We are talking about planetary capture, not the Solar Capture theory. However, it is important for us to consider the size of the solar system due to the mass differences between our Sun and a red dwarf star. It is this mass difference that makes the need for a capture of a Jupiter size object not a necessity. I assume a Jupiter near a G class star is more rare than one around a red dwarf star. How fast the gas giant forms is also a factor. I will admit I am biased against the hot Jupiter capture theory around G class stars and think they formed in situ from the accretion of the proto planetary disk.
Jupiter-class planets are rare as hens’ teeth around red dwarfs.

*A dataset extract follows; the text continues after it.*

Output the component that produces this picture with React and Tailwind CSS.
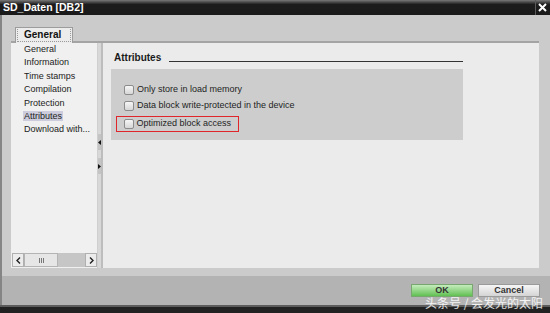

One relevant article:
https://www.sciencenews.org/article/jupiter-planets-rare-red-dwarf-stars#:~:text=Fewer%20than%202%20percent%20of,according%20to%20a%20new%20study.

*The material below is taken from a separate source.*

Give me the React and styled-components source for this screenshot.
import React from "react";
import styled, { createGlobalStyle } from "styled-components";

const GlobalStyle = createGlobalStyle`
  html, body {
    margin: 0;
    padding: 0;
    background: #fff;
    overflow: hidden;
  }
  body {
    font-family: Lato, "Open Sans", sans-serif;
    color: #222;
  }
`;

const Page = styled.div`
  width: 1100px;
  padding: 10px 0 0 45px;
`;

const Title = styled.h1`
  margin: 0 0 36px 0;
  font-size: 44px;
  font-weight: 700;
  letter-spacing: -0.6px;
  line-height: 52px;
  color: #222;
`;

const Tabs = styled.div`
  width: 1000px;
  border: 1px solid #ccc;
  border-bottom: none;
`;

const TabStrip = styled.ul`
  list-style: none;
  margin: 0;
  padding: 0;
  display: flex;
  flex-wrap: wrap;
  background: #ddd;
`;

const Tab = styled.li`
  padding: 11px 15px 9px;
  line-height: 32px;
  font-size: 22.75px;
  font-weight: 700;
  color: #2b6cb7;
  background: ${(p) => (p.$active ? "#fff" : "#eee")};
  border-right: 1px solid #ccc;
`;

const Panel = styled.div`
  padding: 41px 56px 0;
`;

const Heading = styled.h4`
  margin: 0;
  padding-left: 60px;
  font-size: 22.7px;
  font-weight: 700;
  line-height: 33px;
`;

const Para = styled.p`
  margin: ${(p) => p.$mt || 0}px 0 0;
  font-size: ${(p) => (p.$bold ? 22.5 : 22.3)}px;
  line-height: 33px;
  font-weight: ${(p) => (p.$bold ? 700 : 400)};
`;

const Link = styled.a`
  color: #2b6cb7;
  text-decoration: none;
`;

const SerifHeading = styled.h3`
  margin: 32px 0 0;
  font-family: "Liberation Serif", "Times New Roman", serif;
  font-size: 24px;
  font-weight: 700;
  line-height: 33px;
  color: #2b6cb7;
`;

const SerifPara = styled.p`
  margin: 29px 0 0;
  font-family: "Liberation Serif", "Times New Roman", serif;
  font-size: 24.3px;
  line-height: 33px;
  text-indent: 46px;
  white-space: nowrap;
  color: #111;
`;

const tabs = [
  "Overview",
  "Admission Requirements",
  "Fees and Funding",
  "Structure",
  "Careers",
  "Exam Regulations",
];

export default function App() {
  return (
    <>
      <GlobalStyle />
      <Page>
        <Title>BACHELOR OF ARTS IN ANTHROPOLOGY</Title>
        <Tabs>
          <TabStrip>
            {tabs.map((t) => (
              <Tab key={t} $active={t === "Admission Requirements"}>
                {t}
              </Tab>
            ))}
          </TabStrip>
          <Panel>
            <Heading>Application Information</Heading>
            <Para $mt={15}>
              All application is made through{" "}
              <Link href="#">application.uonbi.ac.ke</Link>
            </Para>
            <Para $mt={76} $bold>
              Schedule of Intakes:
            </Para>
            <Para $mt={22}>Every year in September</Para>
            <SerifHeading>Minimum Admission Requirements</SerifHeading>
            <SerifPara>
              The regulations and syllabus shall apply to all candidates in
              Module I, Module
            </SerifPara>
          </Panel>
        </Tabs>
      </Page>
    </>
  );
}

In the academic literature, the above cites two recent papers on types of planets around M-dwarfs:
E.K. Pass et al. Mid-to-late M dwarfs lack Jupiter analogs. The Astronomical Journal. Vol. 166, July 2023, p. 11. doi: 10.3847/1538-3881/acd349.
K. Ment and D. Charbonneau. The occurrence rate of terrestrial planets orbiting nearby mid-to-late M dwarfs from TESS sectors 1–42. The Astronomical Journal. Vol. 165, June 2023, p. 265. doi: 10.3847/1538-3881/acd175.
Seems to me that planet formation theory and binary/multiple star formation theory are on a continuum where multiple physics mechanisms are all at play to varying degrees. To date, the various ‘subtheories’ have focused on cases where one mechanism or another predominates.
So, we may not even know all the mechanisms, plus we need more study on cases where no single mechanism predominates. (Honesty moment: I’ve not kept up with the literature of late, so perhaps such studies have been done and I’ve missed them.)
In the meantime, we should not be surprised when in our envisioned world of beavers and ducks, we occasionally find a platypus.